Patricia Lucía Alexandra González Avellán (born May 15, 1943) is an Ecuadorian singer from Guayaquil. In 2022 she was given Ecuador's highest award for culture.

==Life==
González was born in Guayaquil in 1943. She began her professional career in 1970 when she performed at Teatro 9 de Octubre in her home town with Cuban singer Rolando Laserie. Her early recordings were of boleros written by Alberto Cortez, Chico Novarro and Rafael Solano. Over the years she has recorded over 40 albums of music which includes 20 LPs.

At the end of July 2021 the Municipal Public Company of Tourism, Civic Promotion and International Relations of Guayaquil arranged a musical concert to celebrate her fifty years of singing. The evening was broadcast and it included special guests and she sang duets with other noted singers.

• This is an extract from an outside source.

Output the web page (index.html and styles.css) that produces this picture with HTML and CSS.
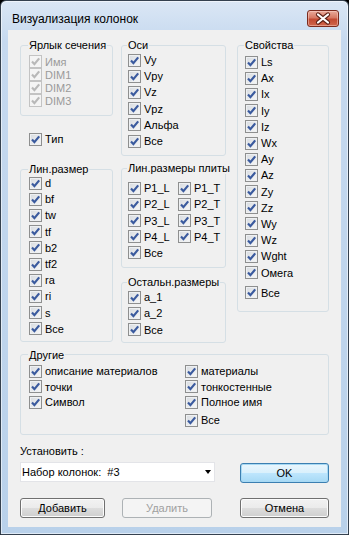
FILE: index.html
```html
<!DOCTYPE html>
<html>
<head>
    <title>Визуализация колонок</title>
    <link rel="stylesheet" href="styles.css">
</head>
<body>
    <svg width="0" height="0" class="defs">
        <symbol id="tick" viewBox="0 0 11 11">
            <path d="M2 5.6 L4.4 8.2 L9.2 2.4" fill="none" stroke="currentColor" stroke-width="2.2"/>
        </symbol>
    </svg>

    <div class="window">
        <div class="titlebar">
            <span class="title">Визуализация колонок</span>
            <span class="close">
                <svg width="30" height="15" viewBox="0 0 30 15">
                    <path d="M10 3.5 L20 11.5 M20 3.5 L10 11.5" stroke="#5b2016" stroke-width="4.2" stroke-linecap="round"/>
                    <path d="M10 3.5 L20 11.5 M20 3.5 L10 11.5" stroke="#fff" stroke-width="2.2" stroke-linecap="round"/>
                </svg>
            </span>
        </div>

        <div class="client">
            <div class="columns">
                <div class="col col1">
                    <fieldset class="grp g-label">
                        <legend>Ярлык сечения</legend>
                        <div class="cb small off"><span class="box"><svg><use href="#tick"/></svg></span>Имя</div>
                        <div class="cb small off"><span class="box"><svg><use href="#tick"/></svg></span>DIM1</div>
                        <div class="cb small off"><span class="box"><svg><use href="#tick"/></svg></span>DIM2</div>
                        <div class="cb small off"><span class="box"><svg><use href="#tick"/></svg></span>DIM3</div>
                    </fieldset>

                    <div class="cb tip"><span class="box"><svg><use href="#tick"/></svg></span>Тип</div>

                    <fieldset class="grp g-lin">
                        <legend>Лин.размер</legend>
                        <div class="cb"><span class="box"><svg><use href="#tick"/></svg></span>d</div>
                        <div class="cb"><span class="box"><svg><use href="#tick"/></svg></span>bf</div>
                        <div class="cb"><span class="box"><svg><use href="#tick"/></svg></span>tw</div>
                        <div class="cb"><span class="box"><svg><use href="#tick"/></svg></span>tf</div>
                        <div class="cb"><span class="box"><svg><use href="#tick"/></svg></span>b2</div>
                        <div class="cb"><span class="box"><svg><use href="#tick"/></svg></span>tf2</div>
                        <div class="cb"><span class="box"><svg><use href="#tick"/></svg></span>ra</div>
                        <div class="cb"><span class="box"><svg><use href="#tick"/></svg></span>ri</div>
                        <div class="cb"><span class="box"><svg><use href="#tick"/></svg></span>s</div>
                        <div class="cb"><span class="box"><svg><use href="#tick"/></svg></span>Все</div>
                    </fieldset>
                </div>

                <div class="col col2">
                    <fieldset class="grp g-axes">
                        <legend>Оси</legend>
                        <div class="cb"><span class="box"><svg><use href="#tick"/></svg></span>Vy</div>
                        <div class="cb"><span class="box"><svg><use href="#tick"/></svg></span>Vpy</div>
                        <div class="cb"><span class="box"><svg><use href="#tick"/></svg></span>Vz</div>
                        <div class="cb"><span class="box"><svg><use href="#tick"/></svg></span>Vpz</div>
                        <div class="cb"><span class="box"><svg><use href="#tick"/></svg></span>Альфа</div>
                        <div class="cb"><span class="box"><svg><use href="#tick"/></svg></span>Все</div>
                    </fieldset>

                    <fieldset class="grp g-plate">
                        <legend>Лин.размеры плиты</legend>
                        <div class="plate-grid">
                            <div class="cb"><span class="box"><svg><use href="#tick"/></svg></span>P1_L</div>
                            <div class="cb"><span class="box"><svg><use href="#tick"/></svg></span>P1_T</div>
                            <div class="cb"><span class="box"><svg><use href="#tick"/></svg></span>P2_L</div>
                            <div class="cb"><span class="box"><svg><use href="#tick"/></svg></span>P2_T</div>
                            <div class="cb"><span class="box"><svg><use href="#tick"/></svg></span>P3_L</div>
                            <div class="cb"><span class="box"><svg><use href="#tick"/></svg></span>P3_T</div>
                            <div class="cb"><span class="box"><svg><use href="#tick"/></svg></span>P4_L</div>
                            <div class="cb"><span class="box"><svg><use href="#tick"/></svg></span>P4_T</div>
                            <div class="cb"><span class="box"><svg><use href="#tick"/></svg></span>Все</div>
                        </div>
                    </fieldset>

                    <fieldset class="grp g-rest">
                        <legend>Остальн.размеры</legend>
                        <div class="cb"><span class="box"><svg><use href="#tick"/></svg></span>a_1</div>
                        <div class="cb"><span class="box"><svg><use href="#tick"/></svg></span>a_2</div>
                        <div class="cb"><span class="box"><svg><use href="#tick"/></svg></span>Все</div>
                    </fieldset>
                </div>

                <div class="col col3">
                    <fieldset class="grp g-props">
                        <legend>Свойства</legend>
                        <div class="cb"><span class="box"><svg><use href="#tick"/></svg></span>Ls</div>
                        <div class="cb"><span class="box"><svg><use href="#tick"/></svg></span>Ax</div>
                        <div class="cb"><span class="box"><svg><use href="#tick"/></svg></span>Ix</div>
                        <div class="cb"><span class="box"><svg><use href="#tick"/></svg></span>Iy</div>
                        <div class="cb"><span class="box"><svg><use href="#tick"/></svg></span>Iz</div>
                        <div class="cb"><span class="box"><svg><use href="#tick"/></svg></span>Wx</div>
                        <div class="cb"><span class="box"><svg><use href="#tick"/></svg></span>Ay</div>
                        <div class="cb"><span class="box"><svg><use href="#tick"/></svg></span>Az</div>
                        <div class="cb"><span class="box"><svg><use href="#tick"/></svg></span>Zy</div>
                        <div class="cb"><span class="box"><svg><use href="#tick"/></svg></span>Zz</div>
                        <div class="cb"><span class="box"><svg><use href="#tick"/></svg></span>Wy</div>
                        <div class="cb"><span class="box"><svg><use href="#tick"/></svg></span>Wz</div>
                        <div class="cb"><span class="box"><svg><use href="#tick"/></svg></span>Wght</div>
                        <div class="cb"><span class="box"><svg><use href="#tick"/></svg></span>Омега</div>
                        <div class="cb all"><span class="box"><svg><use href="#tick"/></svg></span>Все</div>
                    </fieldset>
                </div>
            </div>

            <fieldset class="grp g-other">
                <legend>Другие</legend>
                <div class="other-cols">
                    <div class="other-left">
                        <div class="cb mid"><span class="box"><svg><use href="#tick"/></svg></span>описание материалов</div>
                        <div class="cb mid"><span class="box"><svg><use href="#tick"/></svg></span>точки</div>
                        <div class="cb mid"><span class="box"><svg><use href="#tick"/></svg></span>Символ</div>
                    </div>
                    <div class="other-right">
                        <div class="cb mid"><span class="box"><svg><use href="#tick"/></svg></span>материалы</div>
                        <div class="cb mid"><span class="box"><svg><use href="#tick"/></svg></span>тонкостенные</div>
                        <div class="cb mid"><span class="box"><svg><use href="#tick"/></svg></span>Полное имя</div>
                        <div class="cb mid all2"><span class="box"><svg><use href="#tick"/></svg></span>Все</div>
                    </div>
                </div>
            </fieldset>

            <div class="set-label">Установить :</div>
            <div class="set-row">
                <div class="combo">
                    <span class="combo-text">Набор колонок:  #3</span>
                    <span class="arrow"></span>
                </div>
                <button class="btn btn-default">OK</button>
            </div>

            <div class="btn-row">
                <button class="btn btn-add">Добавить</button>
                <button class="btn btn-del" disabled>Удалить</button>
                <button class="btn btn-cancel">Отмена</button>
            </div>
        </div>
    </div>
</body>
</html>
```

FILE: styles.css
```css
:root {
    --frame: #b9d1ea;
    --client: #f0f0f0;
    --group-border: #d5dfe5;
    --tick: #3a5a9e;
    --tick-off: #b8b8b8;
    --text-off: #9a9a9a;
}

* { box-sizing: border-box; }

html, body {
    margin: 0;
    padding: 0;
    background: #000;
}

body {
    font-family: "Liberation Sans", Arial, sans-serif;
    font-size: 11px;
    color: #000;
}

.defs {
    position: absolute;
}

.window {
    width: 349px;
    height: 535px;
    border: 1px solid #35414f;
    border-radius: 6px 6px 0 0;
    background: linear-gradient(#dbe7f5, #c6d9ef 40px, var(--frame));
    box-shadow: inset 0 0 0 1px rgba(255, 255, 255, 0.55);
    display: flex;
    flex-direction: column;
}

/* title bar */
.titlebar {
    height: 29px;
    display: flex;
    justify-content: space-between;
    align-items: flex-start;
    padding: 0 9px 0 11px;
}

.title {
    margin-top: 10px;
    font-size: 12px;
    line-height: 16px;
}

.close {
    margin-top: 9px;
    width: 32px;
    height: 17px;
    border: 1px solid #7b2b1e;
    border-radius: 3px;
    background: linear-gradient(#e9ab9b 0%, #d77964 45%, #c24a32 55%, #d0664c 100%);
    box-shadow: inset 0 0 0 1px rgba(255, 220, 210, 0.45);
    display: flex;
    align-items: center;
    justify-content: center;
}

/* client area */
.client {
    margin: 0 7px;
    width: 333px;
    height: 497px;
    background: var(--client);
    padding: 9px 12px 0 12px;
    display: flex;
    flex-direction: column;
}

.columns {
    display: flex;
    align-items: flex-start;
}

.col1 { width: 93px; }
.col2 { width: 105px; margin-left: 8px; }
.col3 { width: 92px; margin-left: 11px; }

.grp {
    margin: 0;
    min-width: 0;
    border: 1px solid var(--group-border);
    border-radius: 3px;
}

legend {
    padding: 0 1px;
    margin-left: -1px;
    line-height: 12px;
    white-space: nowrap;
}

.g-label { padding: 4px 8px 8px; }
.g-lin { padding: 0 8px 4px; margin-top: 16px; }
.g-axes { padding: 1px 6px 6px; }
.g-plate { padding: 6px 6px 6px; margin-top: 6px; }
.g-rest { padding: 1px 6px 4px; margin-top: 8px; }
.g-props { padding: 3px 7px 10px; }
.g-other { padding: 3px 8px 6px; margin-top: 6px; }

.plate-grid {
    display: grid;
    grid-template-columns: 50px auto;
}

.other-cols {
    display: flex;
}

.other-left { width: 156px; }

/* checkbox rows */
.cb {
    display: flex;
    align-items: center;
    height: 16.2px;
    white-space: nowrap;
}

.cb.small { height: 13px; }
.cb.mid { height: 15.5px; }
.cb.all { margin-top: 4px; }
.cb.all2 { margin-top: 2.5px; }

.tip {
    margin-top: 15px;
    padding-left: 9px;
    height: 16px;
}

.box {
    width: 13px;
    height: 13px;
    margin-right: 3px;
    flex: none;
    border: 1px solid #8e8f8f;
    background: linear-gradient(135deg, #d7dbe0, #f7f7f7);
    box-shadow: inset 0 0 0 1px #eef0f2;
    color: var(--tick);
    display: flex;
}

.box svg {
    width: 11px;
    height: 11px;
}

.cb.off { color: var(--text-off); }

.cb.off .box {
    border-color: #c3c3c3;
    background: #f4f4f4;
    box-shadow: none;
    color: var(--tick-off);
}

/* bottom controls */
.set-label {
    margin-top: 10px;
    line-height: 13px;
}

.set-row {
    display: flex;
    align-items: flex-start;
    margin-top: 4px;
    height: 21px;
}

.combo {
    width: 195px;
    height: 20px;
    background: #fff;
    border: 1px solid #e3e4e8;
    padding: 0 3px 0 1px;
    display: flex;
    align-items: center;
    justify-content: space-between;
}

.combo-text {
    white-space: pre;
}

.arrow {
    width: 0;
    height: 0;
    border-top: 4px solid #000;
    border-left: 3.5px solid transparent;
    border-right: 3.5px solid transparent;
}

.btn {
    height: 20px;
    padding: 0;
    font-family: inherit;
    font-size: 11px;
    color: #000;
    border: 1px solid #707070;
    border-radius: 3px;
    background: linear-gradient(#f2f2f2 0%, #ebebeb 50%, #dddddd 50%, #cfcfcf 100%);
    box-shadow: inset 0 0 0 1px #fcfcfc;
}

.btn-default {
    width: 89px;
    margin-left: auto;
    margin-top: 1px;
    border-color: #3c7fb1;
    background: linear-gradient(#eaf6fd 0%, #d9f0fc 50%, #bee6fd 50%, #a7d9f5 100%);
    box-shadow: inset 0 0 0 1px #a8d9f3;
}

.btn-row {
    display: flex;
    margin-top: 15px;
}

.btn-add { width: 85px; }

.btn-del {
    width: 90px;
    margin-left: 17px;
    color: #a0a0a0;
    border-color: #adb2b5;
    background: #f4f4f4;
    box-shadow: none;
}

.btn-cancel {
    width: 89px;
    margin-left: auto;
}
```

In 9 August 2022 she was given the Premio Eugenio Espejo for culture by the President of Ecuador at the Palacio de Carondelet. There were three winners that year but the other two awards were for literature or science. The award is given annually and this was the thirtieth year. Her award recognised her 52 years of entertaining. She was given a medal, $10,000 and a life pension set at five time the average national salary.

In October 2002 she was again recognised with an award by the President of the National Assembly, Virgilio Saquicela, when the assembly unusually met in Guayaquil to celebrate 202 years of Ecuador's independence.